Matsura, Nagasaki
The ferry from Mikuriya port takes only twenty minutes or so, but the crossing is enough to shift the register entirely. Aoshima sits at the mouth of Imari Bay, a small inhabited island where the working day is shaped by tides and the schedule of the Takashima Kisen boat. At the southeastern edge, fishing vessels return to Aoshima port, and the rhythm of unloading still organizes the hours.

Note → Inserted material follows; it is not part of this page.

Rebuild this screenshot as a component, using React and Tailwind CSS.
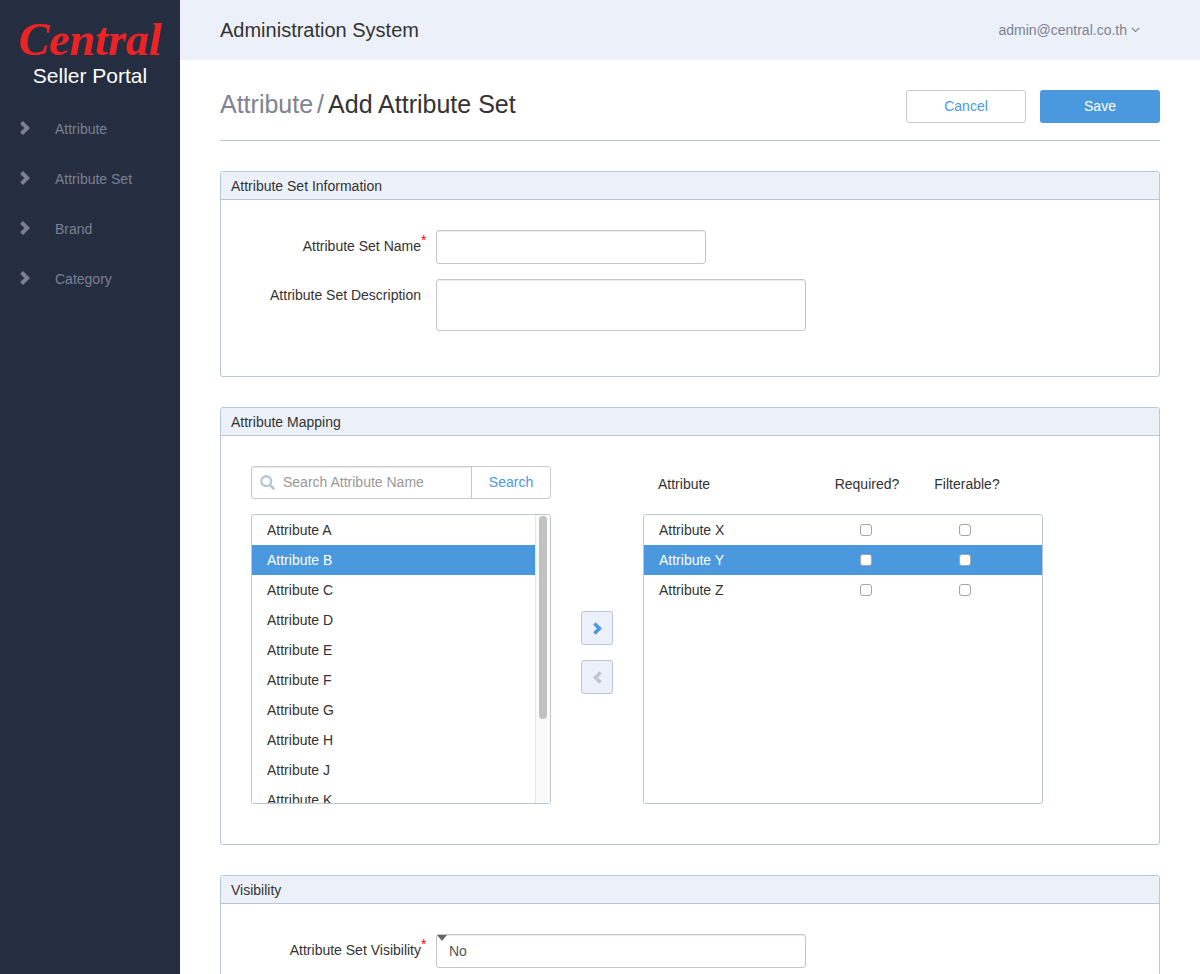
import { useState } from "react";

const NAV_ITEMS = ["Attribute", "Attribute Set", "Brand", "Category"];
const AVAILABLE = ["A", "B", "C", "D", "E", "F", "G", "H", "J", "K"];
const MAPPED = ["X", "Y", "Z"];
const VISIBLE_HEIGHT = 288;
const THUMB_HEIGHT = 203;

const FIELD =
  "block rounded-[3px] border border-[#c3c6c9] bg-white px-3 text-sm text-[#555] shadow-[inset_0_1px_1px_rgba(0,0,0,0.08)] outline-none focus:border-[#4a99df]";

function Chevron({ className }) {
  return (
    <svg viewBox="0 0 10 14" fill="currentColor" className={className} aria-hidden="true">
      <path d="M0.7 2.3 2.4 0.6a0.8 0.8 0 0 1 1.1 0L9.5 6.5a0.7 0.7 0 0 1 0 1L3.5 13.4a0.8 0.8 0 0 1-1.1 0L0.7 11.7a0.8 0.8 0 0 1 0-1.1L4.4 7 0.7 3.4a0.8 0.8 0 0 1 0-1.1Z" />
    </svg>
  );
}

function SearchIcon({ className }) {
  return (
    <svg viewBox="0 0 14 14" fill="none" stroke="currentColor" className={className} aria-hidden="true">
      <circle cx="5.8" cy="5.8" r="4.6" strokeWidth="2.2" />
      <path d="m9.4 9.4 3.2 3.2" strokeWidth="2.6" strokeLinecap="round" />
    </svg>
  );
}

function Panel({ title, bodyClass, children }) {
  return (
    <section className="mb-[30px] rounded-[3px] border border-[#b9c6d6] bg-white">
      <h2 className="rounded-t-[2px] border-b border-[#b9c6d6] bg-[#ecf0f9] px-2.5 pt-1 pb-[3px] text-sm leading-5">
        {title}
      </h2>
      <div className={bodyClass}>{children}</div>
    </section>
  );
}

function FormRow({ id, label, required, children }) {
  return (
    <div className="mb-[15px] flex items-start gap-[15px]">
      <label htmlFor={id} className="relative w-[170px] shrink-0 pt-1.5 text-right text-sm leading-5">
        {label}
        {required && (
          <span className="absolute top-0 left-full text-sm leading-5 text-[#f00]">*</span>
        )}
      </label>
      {children}
    </div>
  );
}

function AttributeList() {
  const [selected, setSelected] = useState("B");
  const [offset, setOffset] = useState(0);

  const handleScroll = (event) => {
    const { scrollTop, scrollHeight, clientHeight } = event.currentTarget;
    const range = scrollHeight - clientHeight;
    setOffset(range > 0 ? (scrollTop / range) * (VISIBLE_HEIGHT - THUMB_HEIGHT - 2) : 0);
  };

  return (
    <div className="flex h-[290px] overflow-hidden rounded-[3px] border border-[#b9c6d6]">
      <ul className="flex-1 overflow-y-auto [scrollbar-width:none]" onScroll={handleScroll}>
        {AVAILABLE.map((name) => (
          <li key={name}>
            <button
              type="button"
              onClick={() => setSelected(name)}
              className={
                selected === name
                  ? "block h-[30px] w-full bg-[#4a99df] px-[15px] text-left text-sm text-white"
                  : "block h-[30px] w-full px-[15px] text-left text-sm"
              }
            >
              Attribute {name}
            </button>
          </li>
        ))}
      </ul>
      <div className="w-[15px] border-l border-[#e7e7e7] bg-[#fafafa] pt-px pl-[3px]">
        <div
          className="h-[203px] w-2 rounded-full bg-[#c1c1c1]"
          style={{ transform: `translateY(${offset}px)` }}
        />
      </div>
    </div>
  );
}

function MappedTable() {
  const [selected, setSelected] = useState("Y");
  return (
    <table className="block w-[400px] text-sm">
      <thead className="block">
        <tr className="grid h-12 grid-cols-[174px_100px_100px] pt-2 leading-5">
          <th className="px-[15px] text-left font-normal">Attribute</th>
          <th className="text-center font-normal">Required?</th>
          <th className="text-center font-normal">Filterable?</th>
        </tr>
      </thead>
      <tbody className="block h-[290px] overflow-hidden rounded-[3px] border border-[#b9c6d6]">
        {MAPPED.map((name) => (
          <tr
            key={name}
            onClick={() => setSelected(name)}
            className={
              selected === name
                ? "grid h-[30px] grid-cols-[172px_99px_99px] items-center bg-[#4a99df] text-white"
                : "grid h-[30px] grid-cols-[172px_99px_99px] items-center"
            }
          >
            <td className="px-[15px]">Attribute {name}</td>
            {["Required", "Filterable"].map((flag) => (
              <td key={flag} className="flex justify-center">
                <input
                  type="checkbox"
                  aria-label={`Attribute ${name} ${flag}`}
                  className="size-3 appearance-none rounded-[3px] border border-[#a5a5a5] bg-white checked:bg-[#4a99df]"
                />
              </td>
            ))}
          </tr>
        ))}
      </tbody>
    </table>
  );
}

export default function App() {
  return (
    <div className="flex h-screen overflow-hidden bg-white font-['Liberation_Sans',Arial,sans-serif] text-[#333]">
      <aside className="w-[180px] shrink-0 bg-[#252e41]">
        <a href="#home" className="flex flex-col items-center pt-4 whitespace-nowrap">
          <span className="font-['Liberation_Serif',serif] text-[46px] leading-[48px] font-bold text-[#ed2224] italic">
            Central
          </span>
          <span className="text-[21px] leading-6 text-white">Seller Portal</span>
        </a>
        <nav className="mt-4">
          {NAV_ITEMS.map((item) => (
            <a
              key={item}
              href={`#${item.toLowerCase().replace(" ", "-")}`}
              className="flex h-[50px] items-center gap-[25px] pl-5 text-sm text-[#7a8092]"
            >
              <Chevron className="mb-0.5 h-3.5 w-2.5" />
              {item}
            </a>
          ))}
        </nav>
      </aside>

      <div className="flex min-w-0 flex-1 flex-col">
        <header className="flex h-[60px] shrink-0 items-center justify-between bg-[#ecf0f9] pr-[60px] pl-10">
          <div className="text-xl">Administration System</div>
          <button type="button" className="flex items-center gap-1 text-sm text-[#7e8292]">
            admin@central.co.th
            <svg viewBox="0 0 9 6" className="h-1.5 w-[9px]" fill="none" stroke="currentColor" strokeWidth="1.2" aria-hidden="true">
              <path d="m0.8 0.8 3.7 3.7 3.7-3.7" />
            </svg>
          </button>
        </header>

        <main className="flex-1 overflow-y-auto px-10 pt-[30px] [scrollbar-width:none]">
          <div className="mb-[30px] flex items-start justify-between border-b border-[#b9c6d6] pb-[17px]">
            <h1 className="text-[25px] leading-7">
              <a href="#attribute" className="text-[#7e8292]">Attribute</a>
              <span className="mx-1 text-[#7e8292]">/</span>
              Add Attribute Set
            </h1>
            <div className="flex gap-3.5">
              <button type="button" className="h-[33px] w-[120px] rounded-[3px] border border-[#c9c9c9] bg-white pb-0.5 text-sm text-[#4a99df]">
                Cancel
              </button>
              <button type="button" className="h-[33px] w-[120px] rounded-[3px] bg-[#4a99df] pb-0.5 text-sm text-white">
                Save
              </button>
            </div>
          </div>

          <Panel title="Attribute Set Information" bodyClass="p-[30px]">
            <FormRow id="set-name" label="Attribute Set Name" required>
              <input id="set-name" type="text" className={`${FIELD} h-[34px] w-[270px]`} />
            </FormRow>
            <FormRow id="set-description" label="Attribute Set Description">
              <textarea id="set-description" className={`${FIELD} h-[52px] w-[370px] resize-none py-1.5`} />
            </FormRow>
          </Panel>

          <Panel title="Attribute Mapping" bodyClass="flex gap-[30px] px-[30px] pt-[30px] pb-10">
            <div className="w-[300px]">
              <form className="mb-[15px] flex h-[33px] rounded-[3px] border border-[#c9c9c9]" onSubmit={(e) => e.preventDefault()}>
                <label htmlFor="attribute-search" className="flex flex-1 items-center gap-2 rounded-l-[2px] pb-px pl-2 text-[#b9c6d8] shadow-[inset_0_1px_1px_rgba(0,0,0,0.08)]">
                  <SearchIcon className="size-[15px] shrink-0" />
                  <input
                    id="attribute-search"
                    type="search"
                    aria-label="Search Attribute Name"
                    placeholder="Search Attribute Name"
                    className="w-full min-w-0 bg-transparent text-sm text-[#555] outline-none placeholder:text-[#999]"
                  />
                </label>
                <button type="submit" className="w-[79px] border-l border-[#c9c9c9] pb-0.5 text-sm text-[#4a99df]">
                  Search
                </button>
              </form>
              <AttributeList />
            </div>

            <div className="flex flex-col gap-[15px] pt-[145px]">
              <button type="button" aria-label="Add attribute" className="flex h-[34px] w-8 items-center justify-center rounded-[3px] border border-[#b9c6d6] bg-[#ecf0f9] text-[#4a99df]">
                <Chevron className="h-[13px] w-[9px]" />
              </button>
              <button type="button" aria-label="Remove attribute" className="flex h-[34px] w-8 items-center justify-center rounded-[3px] border border-[#b9c6d6] bg-[#ecf0f9] text-[#bcc6d6]">
                <Chevron className="h-[13px] w-[9px] rotate-180" />
              </button>
            </div>

            <MappedTable />
          </Panel>

          <Panel title="Visibility" bodyClass="p-[30px]">
            <FormRow id="set-visibility" label="Attribute Set Visibility" required>
              <div className="relative">
                <select id="set-visibility" className={`${FIELD} h-[34px] w-[370px] appearance-none`}>
                  <option>No</option>
                  <option>Yes</option>
                </select>
                <svg viewBox="0 0 10 6" className="pointer-events-none absolute top-px left-px h-1.5 w-2.5" fill="#666" aria-hidden="true">
                  <path d="M0 0h10L5 6Z" />
                </svg>
              </div>
            </FormRow>
          </Panel>
        </main>
      </div>
    </div>
  );
}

Near the center of the island stands the Koyasu Kannon, a stone figure raised in the 1930s and rebuilt in the 1980s, looking out over rooftops that have grown sparser with the decades. Smaller shrines—Shichirō and Minamiichi—are tucked into the lanes, the latter visited for safe childbirth, the kind of local devotion that persists without explanation. The island once held over a thousand residents; now fewer remain, and the traditional methods of fishing, careful with what the bay still gives, are kept by those who stayed.
What the island offers is narrow and specific: Aoshima kamaboko shaped from the day's catch, the small beach at Takara-no-Hama in the warmer months, and the steady knowledge that the last boat back is the last boat. Such places, perhaps, ask the visitor to accept a smaller scale of things—a single harbor, one observed road, the sound of water against hulls in the dark.